While this pair’s inexperience and immaturity can be exasperating, the prose in which Cotter writes about their artistic struggles is simple and beautiful. After some time in the winter woods trying to write, Jack is unable to type and notices that “[t]he cold that had settled in my hand for twenty minutes was reaching up my arms. I felt it blush in my spine.” The author conveys the frustration of creative work accurately: “I stared at the typewriter. I couldn’t make something happen.”
Bill and Jack are young enough to be fearless. They know all the rules but want to test them out and discover what they believe without just blindly inheriting the world. In an argument about a scene they’re writing, Bill asks:
“Remember Chekhov and the shotgun?”
“Fuck those rules. Who made that rule?”
“Chekhov.”
“Who said that things had to have a certain structure? How about new forms? Plays with guns over the mantelpiece and they never go off. Storms where no one learns anything. Poems that don’t begin.”
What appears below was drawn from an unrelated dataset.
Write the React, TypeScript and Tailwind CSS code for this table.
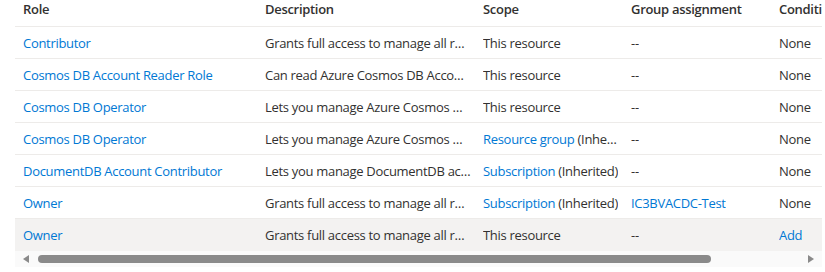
import React from 'react';

type Cell = { text: string; link?: boolean; suffix?: string };

type Row = {
  role: string;
  description: string;
  scope: Cell;
  group: Cell;
  condition: Cell;
  selected?: boolean;
};

const rows: Row[] = [
  {
    role: 'Contributor',
    description: 'Grants full access to manage all resources, but does not allow you to assign roles',
    scope: { text: 'This resource' },
    group: { text: '--' },
    condition: { text: 'None' },
  },
  {
    role: 'Cosmos DB Account Reader Role',
    description: 'Can read Azure Cosmos DB Account data.',
    scope: { text: 'This resource' },
    group: { text: '--' },
    condition: { text: 'None' },
  },
  {
    role: 'Cosmos DB Operator',
    description: 'Lets you manage Azure Cosmos DB accounts, but not access data in them.',
    scope: { text: 'This resource' },
    group: { text: '--' },
    condition: { text: 'None' },
  },
  {
    role: 'Cosmos DB Operator',
    description: 'Lets you manage Azure Cosmos DB accounts, but not access data in them.',
    scope: { text: 'Resource group', link: true, suffix: ' (Inherited)' },
    group: { text: '--' },
    condition: { text: 'None' },
  },
  {
    role: 'DocumentDB Account Contributor',
    description: 'Lets you manage DocumentDB accounts, but not access to them.',
    scope: { text: 'Subscription', link: true, suffix: ' (Inherited)' },
    group: { text: '--' },
    condition: { text: 'None' },
  },
  {
    role: 'Owner',
    description: 'Grants full access to manage all resources, including the ability to assign roles',
    scope: { text: 'Subscription', link: true, suffix: ' (Inherited)' },
    group: { text: 'IC3BVACDC-Test', link: true },
    condition: { text: 'None' },
  },
  {
    role: 'Owner',
    description: 'Grants full access to manage all resources, including the ability to assign roles',
    scope: { text: 'This resource' },
    group: { text: '--' },
    condition: { text: 'Add', link: true },
    selected: true,
  },
];

const cols = ['w-[242px]', 'w-[218px]', 'w-[148px]', 'w-[148px]', 'w-[160px]'];

const CellText: React.FC<{ cell: Cell }> = ({ cell }) => (
  <span className="truncate">
    <span className={cell.link ? 'text-[#0078d4]' : ''}>{cell.text}</span>
    {cell.suffix}
  </span>
);

const App: React.FC = () => {
  return (
    <div
      className="w-[825px] h-[272px] bg-white overflow-hidden pl-[15px] text-[13px] tracking-[-0.3px] text-[#323130]"
      style={{ fontFamily: '"Segoe UI", "Open Sans", "Noto Sans", sans-serif' }}
    >
      <div className="w-[807px] overflow-hidden">
        <div className="w-[916px]">
          {/* Header */}
          <div className="flex h-[27px] border-b border-[#edebe9] font-semibold leading-[18px]">
            {['Role', 'Description', 'Scope', 'Group assignment', 'Conditions'].map((h, i) => (
              <div key={h} className={`${cols[i]} shrink-0 pl-2 pr-1`}>
                {h}
              </div>
            ))}
          </div>

          {/* Rows */}
          {rows.map((row, idx) => (
            <div
              key={idx}
              className={`flex h-[32px] items-center pt-[2px] ${
                row.selected ? 'bg-[#f3f2f1]' : 'border-b border-[#edebe9]'
              }`}
            >
              <div className={`${cols[0]} shrink-0 pl-2 pr-1 truncate text-[#0078d4]`}>{row.role}</div>
              <div className={`${cols[1]} shrink-0 pl-2 pr-1 flex`}>
                <span className="truncate">{row.description}</span>
              </div>
              <div className={`${cols[2]} shrink-0 pl-2 pr-1 flex`}>
                <CellText cell={row.scope} />
              </div>
              <div className={`${cols[3]} shrink-0 pl-2 pr-1 flex`}>
                <CellText cell={row.group} />
              </div>
              <div className={`${cols[4]} shrink-0 pl-2 pr-1 flex`}>
                <CellText cell={row.condition} />
              </div>
            </div>
          ))}
        </div>

        {/* Horizontal scrollbar */}
        <div className="flex h-[16px] items-center bg-[#fafafa] px-[8px]">
          <svg width="7" height="8" viewBox="0 0 7 8" className="shrink-0">
            <path d="M6 0 L6 8 L0 4 Z" fill="#8a8a8a" />
          </svg>
          <div className="ml-[8px] h-[8px] w-[673px] rounded-full bg-[#8a8a8a]" />
          <div className="flex-1" />
          <svg width="7" height="8" viewBox="0 0 7 8" className="shrink-0">
            <path d="M1 0 L1 8 L7 4 Z" fill="#8a8a8a" />
          </svg>
        </div>
      </div>
    </div>
  );
};

export default App;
Throughout Under the Small Lights, Cotter puts Jack in situations where he tries to challenge rules and rebel against received wisdom, including a night when he and his friends Paul and Corinna sleep together. Cotter’s writing about sex is charged with emotion and sensory experiences, and never says more than it needs to. “I don’t know how but we were all on the bed and my mouth was on her again,” Jack describes. “I could smell her thickly and I felt her breath go sharp.”
After this one night, Jack is left out of the threesome as Corinna and Paul become a couple. Jack begs Paul for another chance with Corinna and reveals the depths of his desperation:
To Paul’s small credit, he was in a position to say any number of things next. From You’ve Had Your Chance to She Doesn’t Want You to Which Of Us Is Fucking Her to She’s All I’ve Wanted to Don’t Kid Yourself to You’re Not Man Enough to You Think She Is Someone She Is Not to Why Should You Have Everything And I Have Nothing to She Chose Me Not You She Chose Me.
Even after she’s married, Jack continues to pursue Corinna. “What the fuck is marriage anyway but an ornamental restraining order?” he asks. Bill serves as the voice of reason once again, admonishing Jack, “Admit it. You’re in love with both of them and you wish things were just the way they were. You wish you all lived together. It doesn’t work that way, though. People can’t live that way.”
It’s painful to watch these characters grow disappointed by their personal limitations as well as society’s, yet there is also something sweet and vulnerable in the experiences Cotter describes. These late-adolescents are trying on adulthood—working their first jobs, throwing their first dinner parties, buying alcohol legally—while also reveling in their youth. In a local wine and cheese shop, they chase each other through the aisles in a contest to find the worst smelling cheese: “Matrons and tan old men avoided staring as we scuttled around the place… I tried to sneak up on Paul with the same wedge but he saw me coming and dodged me, nearly hurling himself into the limburger. My fingers reeked, reminding me I’d touched something that came from an animal.”
I spent my early twenties haunting the same bookstores and cafes in Boston as Jack does, trying to be a writer. Like Jack, I could be insufferable at times. With a fresh nose piercing, chain-smoking over a mix of Alanis Morrisette, Smashing Pumpkins, and Nirvana, I talked in circles about all my hard life choices—where to live (Los Angeles, San Francisco, Boston, or Eugene), which guy to date (one summer, I strung along four at once), what to do for money while I wrote the book that would make me rich and famous (teaching or stocking shelves). I was all promise and passion, but too inexperienced to comprehend the gulf between my ambitions and my skills. I never once considered how privileged I was even to have these choices, to be able to ask the question Who do I want to be and what do I want to do in the world?
I wasn’t initially eager to revisit that time in my life, but what’s terrific about Under the Small Lights is that Cotter’s novella demonstrates a maturity that is beyond the characters who populate it. He writes with insight, nuance, and respect for the complexity of these young people’s lives. The prose is lyrical and lucid; the scenes are powerful and vivid. Cotter’s novella—that in-between container that is neither a short story nor a novel—shows what can be accomplished by this form, underscoring how these characters exist in their own limbo: neither children nor adults, caught on the threshold of the rest of their lives.